----- RECORD EXTRACTS
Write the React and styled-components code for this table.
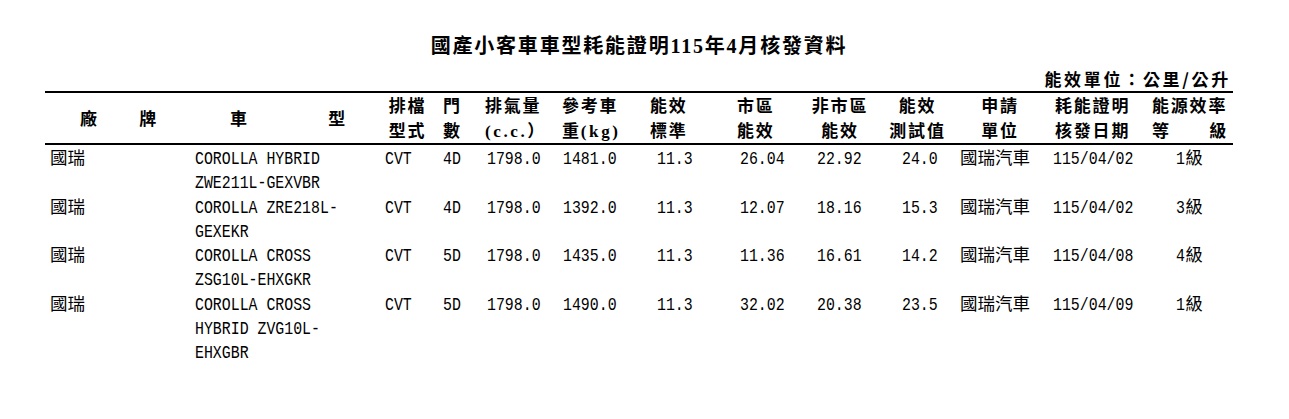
import React from "react";
import styled, { createGlobalStyle } from "styled-components";

const GlobalStyle = createGlobalStyle`
  body {
    margin: 0;
    background: #fff;
    color: #000;
  }
`;

const COLS = "145px 190px 55px 45px 76px 84px 80px 80px 80px 75px 90px 100px 88px";

const Page = styled.div`
  width: 1188px;
  padding: 34px 0 0 45px;
`;

const Title = styled.h1`
  margin: 0;
  height: 25px;
  line-height: 25px;
  text-align: center;
  font-family: "Liberation Serif", "Noto Sans CJK TC", serif;
  font-size: 20px;
  font-weight: 700;
  letter-spacing: 1.8px;
`;

const Unit = styled.div`
  margin-top: 8px;
  height: 24px;
  line-height: 24px;
  text-align: right;
  padding-right: 2px;
  font-family: "Noto Sans CJK TC", sans-serif;
  font-size: 17px;
  font-weight: 700;
  letter-spacing: 2.7px;
`;

const Table = styled.div`
  border-top: 2px solid #000;
`;

const HeadRow = styled.div`
  display: grid;
  grid-template-columns: ${COLS};
  height: 52px;
  padding-top: 1px;
  box-sizing: border-box;
  border-bottom: 2px solid #000;
  font-family: "Liberation Serif", "Noto Sans CJK TC", serif;
  font-size: 17px;
  font-weight: 700;
  letter-spacing: 1.8px;
`;

const HeadCell = styled.div`
  display: flex;
  flex-direction: column;
  justify-content: ${(p) => (p.$middle ? "center" : "flex-start")};
  align-items: ${(p) => (p.$center ? "center" : "stretch")};
  padding-left: ${(p) => p.$pl || 0}px;
  padding-right: ${(p) => p.$pr || 0}px;
`;

const HeadLine = styled.div`
  height: 25px;
  line-height: 25px;
  white-space: nowrap;
  display: flex;
  justify-content: ${(p) => (p.$spread ? "space-between" : "flex-start")};
`;

const Latin = styled.span`
  letter-spacing: 2.6px;
`;

const Row = styled.div`
  display: grid;
  grid-template-columns: ${COLS};
`;

const Cell = styled.div`
  padding-left: ${(p) => p.$pl || 0}px;
  font-family: "Noto Sans CJK TC", sans-serif;
  font-size: 17.5px;
`;

const Line = styled.div`
  height: 24.3px;
  line-height: 24.3px;
  white-space: nowrap;
`;

const Mono = styled.span`
  display: inline-block;
  font-family: "Liberation Mono", monospace;
  font-size: 18.6px;
  transform: scaleX(0.8);
  transform-origin: left center;
`;

const Grade = styled.span`
  margin-left: -2px;
`;

const head = [
  { lines: [["廠", "牌"]], pl: 35, pr: 32, middle: true },
  { lines: [["車", "型"]], pl: 40, pr: 33, middle: true },
  { lines: ["排檔", "型式"], center: true },
  { lines: ["門", "數"], pl: 8 },
  { lines: ["排氣量", <Latin key="cc">(c.c.）</Latin>], pl: 5 },
  { lines: ["參考車", <span key="kg">重<Latin>(kg)</Latin></span>], pl: 6 },
  { lines: ["能效", "標準"], pl: 10 },
  { lines: ["市區", "能效"], pl: 17 },
  { lines: ["非市區", "能效"], center: true },
  { lines: ["能效", "測試值"], center: true },
  { lines: ["申請", "單位"], center: true },
  { lines: ["耗能證明", "核發日期"], pl: 10 },
  { lines: ["能源效率", ["等", "級"]], pl: 7, pr: 5 },
];

const pads = [5, 5, 5, 8, 7, 7, 17, 20, 17, 22, 5, 8, 31];

const rows = [
  {
    model: ["COROLLA HYBRID", "ZWE211L-GEXVBR"],
    vals: ["CVT", "4D", "1798.0", "1481.0", "11.3", "26.04", "22.92", "24.0"],
    date: "115/04/02",
    grade: 1,
  },
  {
    model: ["COROLLA ZRE218L-", "GEXEKR"],
    vals: ["CVT", "4D", "1798.0", "1392.0", "11.3", "12.07", "18.16", "15.3"],
    date: "115/04/02",
    grade: 3,
  },
  {
    model: ["COROLLA CROSS", "ZSG10L-EHXGKR"],
    vals: ["CVT", "5D", "1798.0", "1435.0", "11.3", "11.36", "16.61", "14.2"],
    date: "115/04/08",
    grade: 4,
  },
  {
    model: ["COROLLA CROSS", "HYBRID ZVG10L-", "EHXGBR"],
    vals: ["CVT", "5D", "1798.0", "1490.0", "11.3", "32.02", "20.38", "23.5"],
    date: "115/04/09",
    grade: 1,
  },
];

const renderHeadLine = (line, i) =>
  Array.isArray(line) ? (
    <HeadLine key={i} $spread>
      {line.map((t) => (
        <span key={t}>{t}</span>
      ))}
    </HeadLine>
  ) : (
    <HeadLine key={i}>{line}</HeadLine>
  );

export default function App() {
  return (
    <>
      <GlobalStyle />
      <Page>
        <Title>國產小客車車型耗能證明115年4月核發資料</Title>
        <Unit>能效單位：公里/公升</Unit>
        <Table>
          <HeadRow>
            {head.map((h, i) => (
              <HeadCell key={i} $pl={h.pl} $pr={h.pr} $middle={h.middle} $center={h.center}>
                {h.lines.map(renderHeadLine)}
              </HeadCell>
            ))}
          </HeadRow>
          {rows.map((r, i) => (
            <Row key={i}>
              <Cell $pl={pads[0]}>
                <Line>國瑞</Line>
              </Cell>
              <Cell $pl={pads[1]}>
                {r.model.map((m) => (
                  <Line key={m}>
                    <Mono>{m}</Mono>
                  </Line>
                ))}
              </Cell>
              {r.vals.map((v, j) => (
                <Cell key={j} $pl={pads[j + 2]}>
                  <Line>
                    <Mono>{v}</Mono>
                  </Line>
                </Cell>
              ))}
              <Cell $pl={pads[10]}>
                <Line>國瑞汽車</Line>
              </Cell>
              <Cell $pl={pads[11]}>
                <Line>
                  <Mono>{r.date}</Mono>
                </Line>
              </Cell>
              <Cell $pl={pads[12]}>
                <Line>
                  <Mono>{r.grade}</Mono>
                  <Grade>級</Grade>
                </Line>
              </Cell>
            </Row>
          ))}
        </Table>
      </Page>
    </>
  );
}
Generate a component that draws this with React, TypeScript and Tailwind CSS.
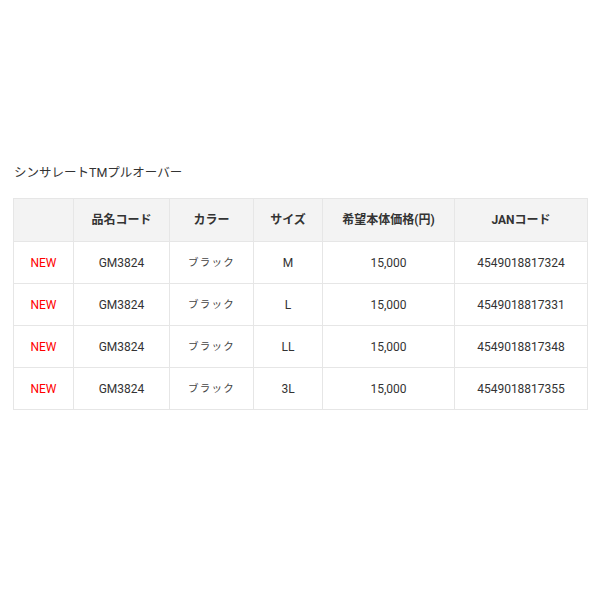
----------
EXERCISE BRIEF: Wherever the string "React" appears in the entries above, list that line.

FULL RESPONSE:
Write the React and styled-components code for this table.
import React from "react";
Generate a component that draws this with React, TypeScript and Tailwind CSS.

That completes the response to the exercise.